The British Museum - Mrs Delaney
A couple of months ago, as part of my research into the use of paper in art during the Regency era, I discovered the work of Mary Delaney. She was 72 when she began producing Paper Mosaicks, as she called them, in 1772. The dates of her life (1700 - 1788) mean that in fact she knew Britain during the reigns of George II and his grandson George III. She lived therefore just shy of the Regency. Nevertheless her work is poignant, informative and important. She began as a child cutting paper silhouettes (profiles or shades, as they were known at the time), a popular pastime in the 18th and 19th centuries; she'd cut complete paper scenes. But it was her interest in botanical subject matter that inspired her to heights unknown before or arguably since then. Basically she invented what we know now as paper collage.
Click here to listen to an audio extract of my reading the first few paragraphs of The Paper Garden Mrs Delaney (begins her life's work) at 72 by Molly Peacock.

Papaver somniferum, the Opium Poppy, Bulstrode, October 18 1776 photographed from The Paper Garden
Really her work is astounding, her eyesight and the unwavering surety of her hands, and therefore of each cut line, quite incredible. Immediately I'd begun reading about her work I wanted to start practicing. Immediately I began practising I realised how hard it would be to produce work of a similar quality.
Early on Molly Peacock informs her readers that Mary's paper flowers survive, preserved in the drawing and prints archives of the British Museum, making them available for limited viewing. The more I worked on my own version of a red poppy the more I knew I needed to see real examples of Mary's work, to hold them close to my face and see the cut lines which seem invisible in reproductions. My appointment date arranged with the department I continued experimenting. I began by drawing...


...moved onto quilling...



...then made early, shabby attempts at mimicry re. paper mosaicking...
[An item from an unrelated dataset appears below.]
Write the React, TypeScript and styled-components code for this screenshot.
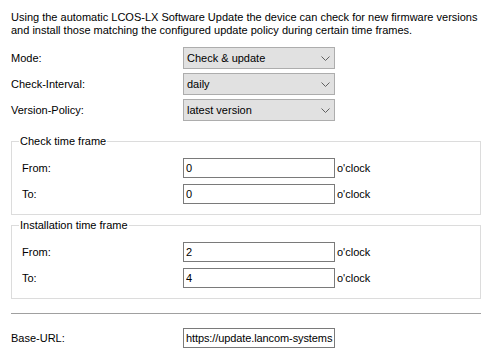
import styled, { createGlobalStyle } from 'styled-components';

const GlobalStyle = createGlobalStyle`
  html, body {
    margin: 0;
    padding: 0;
    background: #ffffff;
  }
  body {
    font-family: "Liberation Sans", Arial, sans-serif;
    font-size: 11px;
    color: #000000;
  }
`;

const Page = styled.div`
  width: 491px;
  height: 361px;
  box-sizing: border-box;
  padding: 11px 10px 0 11px;
  overflow: hidden;
`;

const Intro = styled.p`
  margin: 0 0 10px 0;
  line-height: 13px;
`;

const Rows = styled.div`
  display: flex;
  flex-direction: column;
  gap: ${(p: { $gap: number }) => p.$gap}px;
`;

const Row = styled.div`
  display: flex;
  align-items: center;
  height: ${(p: { $height: number }) => p.$height}px;
`;

const Label = styled.span`
  width: ${(p: { $width: number }) => p.$width}px;
  flex-shrink: 0;
  color: #000000;
`;

const ComboBox = styled.div`
  width: 152px;
  height: 22px;
  box-sizing: border-box;
  display: flex;
  align-items: center;
  justify-content: space-between;
  padding: 0 4px 0 3px;
  background: #e1e1e1;
  border: 1px solid #adadad;
`;

const Group = styled.fieldset`
  margin: 0;
  padding: 10px 10px 10px 10px;
  border: 1px solid #dcdcdc;
  min-width: 0;
  margin-top: ${(p: { $top: number }) => p.$top}px;
`;

const Legend = styled.legend`
  margin-left: -3px;
  padding: 0 1px;
  line-height: 14px;
`;

const TextBox = styled.input`
  width: 152px;
  height: 20px;
  box-sizing: border-box;
  margin: 0;
  padding: 0 1px 0 2px;
  border: 1px solid #7a7a7a;
  border-radius: 0;
  font-family: "Liberation Sans", Arial, sans-serif;
  font-size: 11px;
  letter-spacing: -0.1px;
  color: #000000;
  background: #ffffff;
  outline: none;
`;

const Unit = styled.span`
  margin-left: 2px;
  color: #000000;
`;

const Separator = styled.hr`
  margin: 14px 0 14px 0;
  border: none;
  border-top: 1px solid #a0a0a0;
  height: 0;
`;

function Chevron() {
  return (
    <svg width="9" height="5" viewBox="0 0 9 5">
      <path d="M0.5 0.5 L4.5 4.5 L8.5 0.5" fill="none" stroke="#606060" strokeWidth="1" />
    </svg>
  );
}

function SelectRow({ label, value }: { label: string; value: string }) {
  return (
    <Row $height={22}>
      <Label $width={172}>{label}</Label>
      <ComboBox>
        <span>{value}</span>
        <Chevron />
      </ComboBox>
    </Row>
  );
}

function TimeRow({ label, value }: { label: string; value: string }) {
  return (
    <Row $height={20}>
      <Label $width={161}>{label}</Label>
      <TextBox defaultValue={value} readOnly />
      <Unit>o'clock</Unit>
    </Row>
  );
}

function TimeFrame({ title, from, to, top }: { title: string; from: string; to: string; top: number }) {
  return (
    <Group $top={top}>
      <Legend>{title}</Legend>
      <Rows $gap={6}>
        <TimeRow label="From:" value={from} />
        <TimeRow label="To:" value={to} />
      </Rows>
    </Group>
  );
}

export default function App() {
  return (
    <Page>
      <GlobalStyle />
      <Intro>
        Using the automatic LCOS-LX Software Update the device can check for new firmware versions
        <br />
        and install those matching the configured update policy during certain time frames.
      </Intro>
      <Rows $gap={4}>
        <SelectRow label="Mode:" value="Check & update" />
        <SelectRow label="Check-Interval:" value="daily" />
        <SelectRow label="Version-Policy:" value="latest version" />
      </Rows>
      <TimeFrame title="Check time frame" from="0" to="0" top={13} />
      <TimeFrame title="Installation time frame" from="2" to="4" top={3} />
      <Separator />
      <Row $height={20}>
        <Label $width={172}>Base-URL:</Label>
        <TextBox defaultValue="https://update.lancom-systems.de" readOnly />
      </Row>
    </Page>
  );
}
Still, unhappy with the results I was achieving I was delighted when the day of my visit finally came.
It was exciting to climb the stairs to the fourth floor of the British Museum, at the time arranged, and to then sit for an hour in the drawing and prints storage/viewing library with a pair of white gloves, a box of images and a viewing easel. Each visitor is allowed to see only a single box of 8-10 images because they are, unsurprisingly, fragile and indeed strangely popular. I wasn't surprised really to hear the latter said but I did wonder why it had taken me so long to come across their existence if, apparently, everyone else knows about them. Anyway, each page i held had been taken from Mary's original albums and mounted. In fact they remain remarkably well preserved considering they are now well over 200 years old.
You can see the collection of Paper Mosaicks by Mary Delaney that the British Museum holds at:
http://www.britishmuseum.org/research/collection_online/search.aspx?people=127351&peoA=127351-2-9&page=1 But here are a few of the close up details I took (for research purposes):







I'll confess I was looking for, and photographing, in part, the areas that make evident these works were made by human hands, the areas that make clear that glue was used, and can be messy. I went there hoping to find areas of the works that, under close inspection, would be seen to be less impressive, more real, slightly scrappy. Not because I meant to undermine her achievement but because I was needing to know that the technique was achievable. I needed to see for myself that Mrs D would have struggled at moments with real materials, that she might have made mistakes. I needed to be sure that as I suspected perfection, when closely scrutinised, is found to be often formed in fact from a mass of slightly rough-edged, abstracted elements.
Currently there are two examples of her work in the Enlightenment Gallery on the ground floor of the museum also and I made sure I saw those too but when seen set back, behind glass, Mary's flowers appear as finished and complete as they do in books. Only holding them allowed me to see them as they actually are, pieces which, like any work of art, might have been worked on further, were it not for the fact that something told her in each case to stop. Pieces that have been formed from some magic combination of imperfections, happy accidents of combinations of shapes and blended colours of the sort that only someone with skill and an eye for such things can conjure.